3 The Rise of Universal Grammar
Around AD 1000, a shift began in which logic came to dominate linguistic thought. Prior to 1100,
most scholars adhered faithfully to Donatus and Priscian; from the twelfth century onwards there was
a return to dialectics. The recovery through Arabic scholarship of Aristotle's lost writings was an
important factor, and Arabic commentators were quoted amply. Grammarians followed Aristotle's
view that scientific knowledge is universal or general and applies to all subject matter, including
grammar, hence universal grammar. Semantic analysis (or logical theory) came to dominate Europe
for the next four centuries. Pierre Abailard's (Abelard's) (1079–1142) Dialectica (ca. 1130)

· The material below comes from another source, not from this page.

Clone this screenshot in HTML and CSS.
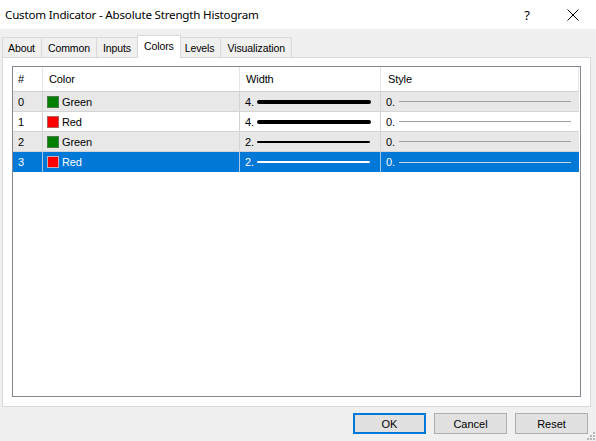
FILE: index.html
```html
<!DOCTYPE html>
<html>
<head>
<meta charset="utf-8">
<link rel="stylesheet" href="styles.css">
</head>
<body>
<div class="window">
  <div class="titlebar">
    <div class="title">Custom Indicator - Absolute Strength Histogram</div>
    <div class="tb-buttons">
      <span class="tb-help">?</span>
      <span class="tb-close"><svg width="12" height="12" viewBox="0 0 12 12"><path d="M0.5 0.5 L11.5 11.5 M11.5 0.5 L0.5 11.5" stroke="#000" stroke-width="1"/></svg></span>
    </div>
  </div>
  <div class="tabstrip">
    <div class="tab">About</div>
    <div class="tab">Common</div>
    <div class="tab">Inputs</div>
    <div class="tab active">Colors</div>
    <div class="tab">Levels</div>
    <div class="tab">Visualization</div>
  </div>
  <div class="panel">
    <div class="listview">
      <div class="row header">
        <div class="c c-num">#</div>
        <div class="c c-color">Color</div>
        <div class="c c-width">Width</div>
        <div class="c c-style">Style</div>
      </div>
      <div class="row odd">
        <div class="c c-num">0</div>
        <div class="c c-color"><span class="sw green"></span>Green</div>
        <div class="c c-width">4.<span class="ln w4"></span></div>
        <div class="c c-style">0.<span class="ln st"></span></div>
      </div>
      <div class="row">
        <div class="c c-num">1</div>
        <div class="c c-color"><span class="sw red"></span>Red</div>
        <div class="c c-width">4.<span class="ln w4"></span></div>
        <div class="c c-style">0.<span class="ln st"></span></div>
      </div>
      <div class="row odd">
        <div class="c c-num">2</div>
        <div class="c c-color"><span class="sw green"></span>Green</div>
        <div class="c c-width">2.<span class="ln w2"></span></div>
        <div class="c c-style">0.<span class="ln st"></span></div>
      </div>
      <div class="row selected">
        <div class="c c-num">3</div>
        <div class="c c-color"><span class="sw red"></span>Red</div>
        <div class="c c-width">2.<span class="ln w2"></span></div>
        <div class="c c-style">0.<span class="ln st"></span></div>
      </div>
    </div>
  </div>
  <div class="footer">
    <button class="btn default">OK</button>
    <button class="btn">Cancel</button>
    <button class="btn">Reset</button>
  </div>
  <div class="grip"><svg width="8" height="8" viewBox="0 0 8 8"><g fill="#b8b8b8"><rect x="6" y="0" width="2" height="2"/><rect x="3" y="3" width="2" height="2"/><rect x="6" y="3" width="2" height="2"/><rect x="0" y="6" width="2" height="2"/><rect x="3" y="6" width="2" height="2"/><rect x="6" y="6" width="2" height="2"/></g></svg></div>
</div>
</body>
</html>
```
FILE: styles.css
```css
html, body {
  margin: 0;
  padding: 0;
}
body {
  width: 596px;
  height: 441px;
  background: #f0f0f0;
  font-family: "Liberation Sans", Arial, sans-serif;
  font-size: 10.5px;
  letter-spacing: -0.1px;
  color: #000;
  overflow: hidden;
}
.window {
  position: relative;
  width: 596px;
  height: 441px;
  display: flex;
  flex-direction: column;
}
.titlebar {
  height: 29px;
  background: #fff;
  display: flex;
  align-items: center;
  justify-content: space-between;
  flex-shrink: 0;
}
.title {
  font-family: "Noto Sans", "Open Sans", sans-serif;
  font-size: 11.6px;
  padding-left: 5px;
  padding-bottom: 1px;
  letter-spacing: -0.2px;
}
.tb-buttons {
  display: flex;
  align-items: center;
  height: 29px;
}
.tb-help {
  font-family: "Noto Sans", sans-serif;
  font-size: 13px;
  width: 46px;
  text-align: center;
}
.tb-close {
  width: 46px;
  display: flex;
  justify-content: center;
}
.tabstrip {
  display: flex;
  align-items: flex-end;
  height: 22px;
  margin-top: 6px;
  padding-left: 2px;
  flex-shrink: 0;
  position: relative;
  z-index: 1;
}
.tab {
  height: 20px;
  box-sizing: border-box;
  border: 1px solid #d9d9d9;
  border-bottom: none;
  border-left: none;
  background: #f0f0f0;
  padding: 1px 6px 0 6px;
  display: flex;
  align-items: center;
}
.tab:first-child {
  border-left: 1px solid #d9d9d9;
  padding-left: 5px;
}
.tab.active {
  background: #fff;
  border-left: 1px solid #d9d9d9;
  margin-left: -1px;
  margin-right: -2px;
  padding: 0 6px 3px 6px;
  margin-bottom: -1px;
  height: 23px;
  position: relative;
}
.panel {
  margin: 0 5px 0 2px;
  height: 350px;
  box-sizing: border-box;
  background: #fff;
  border: 1px solid #d9d9d9;
  padding: 8px 9px 0 9px;
  flex-shrink: 0;
}
.listview {
  height: 331px;
  box-sizing: border-box;
  border: 1px solid #828790;
  background: #fff;
  font-size: 11px;
}
.row {
  display: flex;
  height: 20px;
  box-sizing: border-box;
  border-bottom: 1px solid #d4d4d4;
  width: 566px;
}
.row.header {
  height: 25px;
  border-bottom: 1px solid #d0d0d0;
}
.row.odd {
  background: #e8e8e8;
}
.row.selected {
  background: #0078d7;
  color: #fff;
  border-bottom: none;
}
.c {
  box-sizing: border-box;
  display: flex;
  align-items: center;
  border-right: 1px solid #d4d4d4;
  white-space: nowrap;
}
.header .c {
  border-right: 1px solid #e5e5e5;
  padding-bottom: 1px;
}
.selected .c {
  border-right: 1px solid #a8c8e8;
}
.c-num {
  width: 30px;
  padding-left: 5px;
}
.c-color {
  width: 197px;
  padding-left: 4px;
}
.header .c-color {
  padding-left: 6px;
}
.c-width {
  width: 141px;
  padding-left: 5px;
}
.header .c-width {
  padding-left: 6px;
}
.c-style {
  width: 198px;
  padding-left: 5px;
  border-right: none;
}
.header .c-style {
  padding-left: 7px;
}
.selected .c-style {
  border-right: none;
}
.sw {
  width: 12px;
  height: 12px;
  box-sizing: border-box;
  margin-right: 3px;
  border: 1px solid #7a7a7a;
}
.sw.green {
  background: #008000;
  border-color: #4a7a4a;
}
.sw.red {
  background: #ff0000;
  border-color: #b06060;
}
.selected .sw.red {
  border-color: #c0b0b8;
}
.ln {
  display: block;
  margin-left: 3px;
  background: #000;
}
.ln.w4 {
  width: 114px;
  height: 4px;
  border-radius: 2px;
}
.ln.w2 {
  width: 113px;
  height: 2px;
  border-radius: 1px;
}
.selected .ln.w2 {
  background: #fff;
}
.ln.st {
  width: 172px;
  height: 1px;
  background: #a0a0a0;
  margin-left: 4px;
}
.selected .ln.st {
  background: #c8d8e8;
}
.footer {
  display: flex;
  justify-content: flex-end;
  gap: 8px;
  padding: 6px 8px 0 0;
}
.btn {
  width: 73px;
  height: 21px;
  box-sizing: border-box;
  background: #e1e1e1;
  border: 1px solid #adadad;
  font-family: "Liberation Sans", Arial, sans-serif;
  font-size: 11px;
  color: #000;
  padding: 0;
  margin: 0;
}
.btn.default {
  border: 2px solid #0078d7;
}
.grip {
  position: absolute;
  right: 1px;
  bottom: 1px;
  width: 8px;
  height: 8px;
  line-height: 0;
}
```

systematized logic as expressed through the structure of ordinary language, building on Aristotle and
placing logic at the highest level of contemporary science. Robert Kilwardby (died 1279) insisted on
the universal nature of grammar, a concept more fully developed by Roger Bacon (1214–1294), both
Englishmen who taught in Paris. Bacon is famous for his statement that “grammar is substantially one
and the same in all languages, although it may vary accidentally” (Bursill-Hall 1995: 131).
“Speculative grammar” developed, with concern for the notion of modi significandi “ways of
signifying.” Some 30 authors, called Modistae, most connected with the University of Paris, integrated
Donatus and Priscian into scholastic philosophy (1200–1350), that is, the integration of Aristotelian
philosophy into Catholic theology. According to the Modistae, the grammarian's job was to explain
how the intellect had created a system of grammar; in language the grammarian expressed
understanding of the world and its contents through the modes of signifying (Bursill-Hall 1995: 132).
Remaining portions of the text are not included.